* Given information *
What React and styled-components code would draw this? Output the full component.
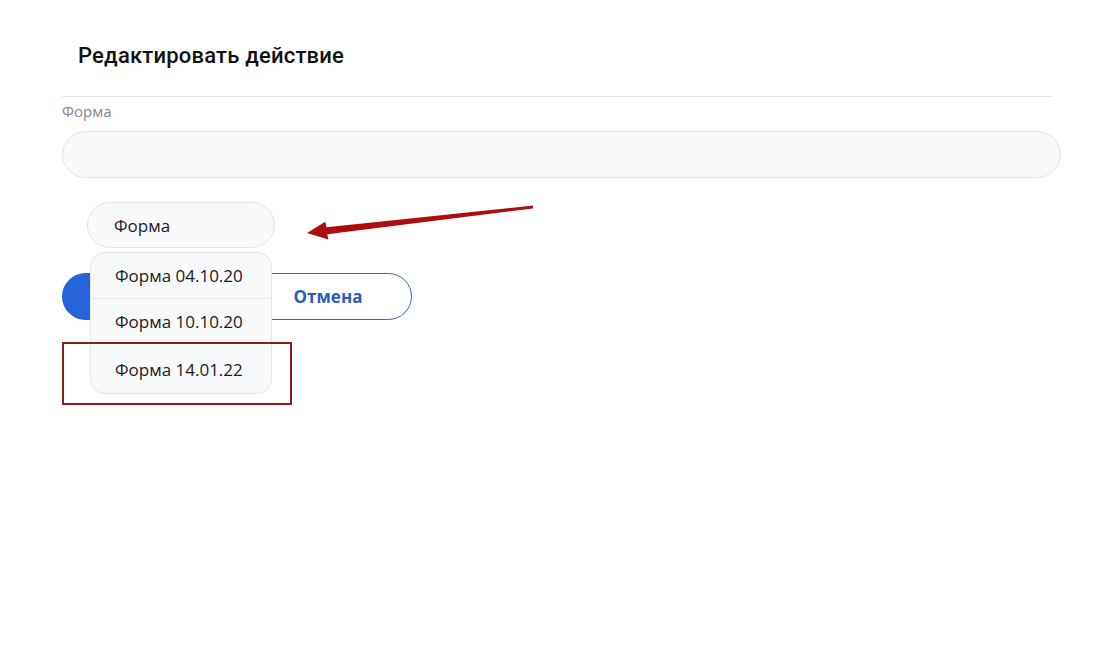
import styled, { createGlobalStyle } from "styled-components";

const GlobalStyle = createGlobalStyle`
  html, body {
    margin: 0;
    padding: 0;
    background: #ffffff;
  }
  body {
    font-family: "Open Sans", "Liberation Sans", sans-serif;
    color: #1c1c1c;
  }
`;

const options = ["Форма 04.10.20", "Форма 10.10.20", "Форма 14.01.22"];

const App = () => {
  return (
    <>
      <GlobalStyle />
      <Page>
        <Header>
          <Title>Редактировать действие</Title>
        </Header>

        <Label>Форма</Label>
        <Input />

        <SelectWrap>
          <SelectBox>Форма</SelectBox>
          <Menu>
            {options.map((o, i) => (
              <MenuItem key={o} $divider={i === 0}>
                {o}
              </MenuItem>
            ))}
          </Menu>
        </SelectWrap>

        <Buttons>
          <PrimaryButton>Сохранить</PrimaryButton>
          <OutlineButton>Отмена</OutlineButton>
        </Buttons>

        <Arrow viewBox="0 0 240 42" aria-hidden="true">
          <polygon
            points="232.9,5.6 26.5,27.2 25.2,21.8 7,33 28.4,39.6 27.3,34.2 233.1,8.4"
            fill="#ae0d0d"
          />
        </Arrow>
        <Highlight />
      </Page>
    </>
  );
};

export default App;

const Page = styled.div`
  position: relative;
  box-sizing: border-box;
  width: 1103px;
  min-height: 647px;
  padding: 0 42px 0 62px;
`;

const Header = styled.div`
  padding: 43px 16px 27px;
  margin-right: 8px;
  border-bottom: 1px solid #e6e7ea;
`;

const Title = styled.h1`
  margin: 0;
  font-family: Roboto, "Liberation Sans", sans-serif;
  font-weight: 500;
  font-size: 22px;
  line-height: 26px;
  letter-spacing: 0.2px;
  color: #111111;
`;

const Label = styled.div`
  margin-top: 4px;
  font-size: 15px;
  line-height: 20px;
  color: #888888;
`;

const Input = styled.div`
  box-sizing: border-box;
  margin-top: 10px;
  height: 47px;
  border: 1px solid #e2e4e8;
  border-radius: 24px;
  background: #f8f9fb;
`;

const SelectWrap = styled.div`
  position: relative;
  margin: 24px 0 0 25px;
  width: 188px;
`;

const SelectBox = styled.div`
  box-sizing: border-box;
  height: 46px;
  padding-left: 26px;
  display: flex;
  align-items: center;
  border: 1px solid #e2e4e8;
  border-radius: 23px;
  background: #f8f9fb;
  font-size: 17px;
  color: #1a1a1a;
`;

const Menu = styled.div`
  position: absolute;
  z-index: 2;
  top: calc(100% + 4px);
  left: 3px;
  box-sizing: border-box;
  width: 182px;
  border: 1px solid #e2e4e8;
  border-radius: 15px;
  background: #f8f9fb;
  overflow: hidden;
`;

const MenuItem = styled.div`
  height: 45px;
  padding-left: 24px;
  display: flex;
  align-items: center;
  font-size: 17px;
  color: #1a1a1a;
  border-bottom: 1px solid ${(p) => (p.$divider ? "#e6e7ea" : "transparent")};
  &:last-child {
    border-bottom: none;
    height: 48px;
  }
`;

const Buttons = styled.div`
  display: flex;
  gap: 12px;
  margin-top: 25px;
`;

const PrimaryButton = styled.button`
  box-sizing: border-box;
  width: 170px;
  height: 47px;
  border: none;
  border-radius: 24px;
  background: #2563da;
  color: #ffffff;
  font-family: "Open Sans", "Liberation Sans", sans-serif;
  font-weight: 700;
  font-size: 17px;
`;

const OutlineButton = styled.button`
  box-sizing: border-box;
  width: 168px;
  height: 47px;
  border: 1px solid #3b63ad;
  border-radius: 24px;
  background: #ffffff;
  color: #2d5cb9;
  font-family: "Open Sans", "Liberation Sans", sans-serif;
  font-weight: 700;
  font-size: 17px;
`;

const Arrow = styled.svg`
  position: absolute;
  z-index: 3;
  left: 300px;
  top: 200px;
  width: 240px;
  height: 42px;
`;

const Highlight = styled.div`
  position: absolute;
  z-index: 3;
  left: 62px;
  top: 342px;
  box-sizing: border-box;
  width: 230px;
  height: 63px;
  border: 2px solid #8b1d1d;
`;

* What you will do *
Without the pictures, print the whole listing exactly as given.

* Result *
What React and styled-components code would draw this? Output the full component.
import styled, { createGlobalStyle } from "styled-components";

const GlobalStyle = createGlobalStyle`
  html, body {
    margin: 0;
    padding: 0;
    background: #ffffff;
  }
  body {
    font-family: "Open Sans", "Liberation Sans", sans-serif;
    color: #1c1c1c;
  }
`;

const options = ["Форма 04.10.20", "Форма 10.10.20", "Форма 14.01.22"];

const App = () => {
  return (
    <>
      <GlobalStyle />
      <Page>
        <Header>
          <Title>Редактировать действие</Title>
        </Header>

        <Label>Форма</Label>
        <Input />

        <SelectWrap>
          <SelectBox>Форма</SelectBox>
          <Menu>
            {options.map((o, i) => (
              <MenuItem key={o} $divider={i === 0}>
                {o}
              </MenuItem>
            ))}
          </Menu>
        </SelectWrap>

        <Buttons>
          <PrimaryButton>Сохранить</PrimaryButton>
          <OutlineButton>Отмена</OutlineButton>
        </Buttons>

        <Arrow viewBox="0 0 240 42" aria-hidden="true">
          <polygon
            points="232.9,5.6 26.5,27.2 25.2,21.8 7,33 28.4,39.6 27.3,34.2 233.1,8.4"
            fill="#ae0d0d"
          />
        </Arrow>
        <Highlight />
      </Page>
    </>
  );
};

export default App;

const Page = styled.div`
  position: relative;
  box-sizing: border-box;
  width: 1103px;
  min-height: 647px;
  padding: 0 42px 0 62px;
`;

const Header = styled.div`
  padding: 43px 16px 27px;
  margin-right: 8px;
  border-bottom: 1px solid #e6e7ea;
`;

const Title = styled.h1`
  margin: 0;
  font-family: Roboto, "Liberation Sans", sans-serif;
  font-weight: 500;
  font-size: 22px;
  line-height: 26px;
  letter-spacing: 0.2px;
  color: #111111;
`;

const Label = styled.div`
  margin-top: 4px;
  font-size: 15px;
  line-height: 20px;
  color: #888888;
`;

const Input = styled.div`
  box-sizing: border-box;
  margin-top: 10px;
  height: 47px;
  border: 1px solid #e2e4e8;
  border-radius: 24px;
  background: #f8f9fb;
`;

const SelectWrap = styled.div`
  position: relative;
  margin: 24px 0 0 25px;
  width: 188px;
`;

const SelectBox = styled.div`
  box-sizing: border-box;
  height: 46px;
  padding-left: 26px;
  display: flex;
  align-items: center;
  border: 1px solid #e2e4e8;
  border-radius: 23px;
  background: #f8f9fb;
  font-size: 17px;
  color: #1a1a1a;
`;

const Menu = styled.div`
  position: absolute;
  z-index: 2;
  top: calc(100% + 4px);
  left: 3px;
  box-sizing: border-box;
  width: 182px;
  border: 1px solid #e2e4e8;
  border-radius: 15px;
  background: #f8f9fb;
  overflow: hidden;
`;

const MenuItem = styled.div`
  height: 45px;
  padding-left: 24px;
  display: flex;
  align-items: center;
  font-size: 17px;
  color: #1a1a1a;
  border-bottom: 1px solid ${(p) => (p.$divider ? "#e6e7ea" : "transparent")};
  &:last-child {
    border-bottom: none;
    height: 48px;
  }
`;

const Buttons = styled.div`
  display: flex;
  gap: 12px;
  margin-top: 25px;
`;

const PrimaryButton = styled.button`
  box-sizing: border-box;
  width: 170px;
  height: 47px;
  border: none;
  border-radius: 24px;
  background: #2563da;
  color: #ffffff;
  font-family: "Open Sans", "Liberation Sans", sans-serif;
  font-weight: 700;
  font-size: 17px;
`;

const OutlineButton = styled.button`
  box-sizing: border-box;
  width: 168px;
  height: 47px;
  border: 1px solid #3b63ad;
  border-radius: 24px;
  background: #ffffff;
  color: #2d5cb9;
  font-family: "Open Sans", "Liberation Sans", sans-serif;
  font-weight: 700;
  font-size: 17px;
`;

const Arrow = styled.svg`
  position: absolute;
  z-index: 3;
  left: 300px;
  top: 200px;
  width: 240px;
  height: 42px;
`;

const Highlight = styled.div`
  position: absolute;
  z-index: 3;
  left: 62px;
  top: 342px;
  box-sizing: border-box;
  width: 230px;
  height: 63px;
  border: 2px solid #8b1d1d;
`;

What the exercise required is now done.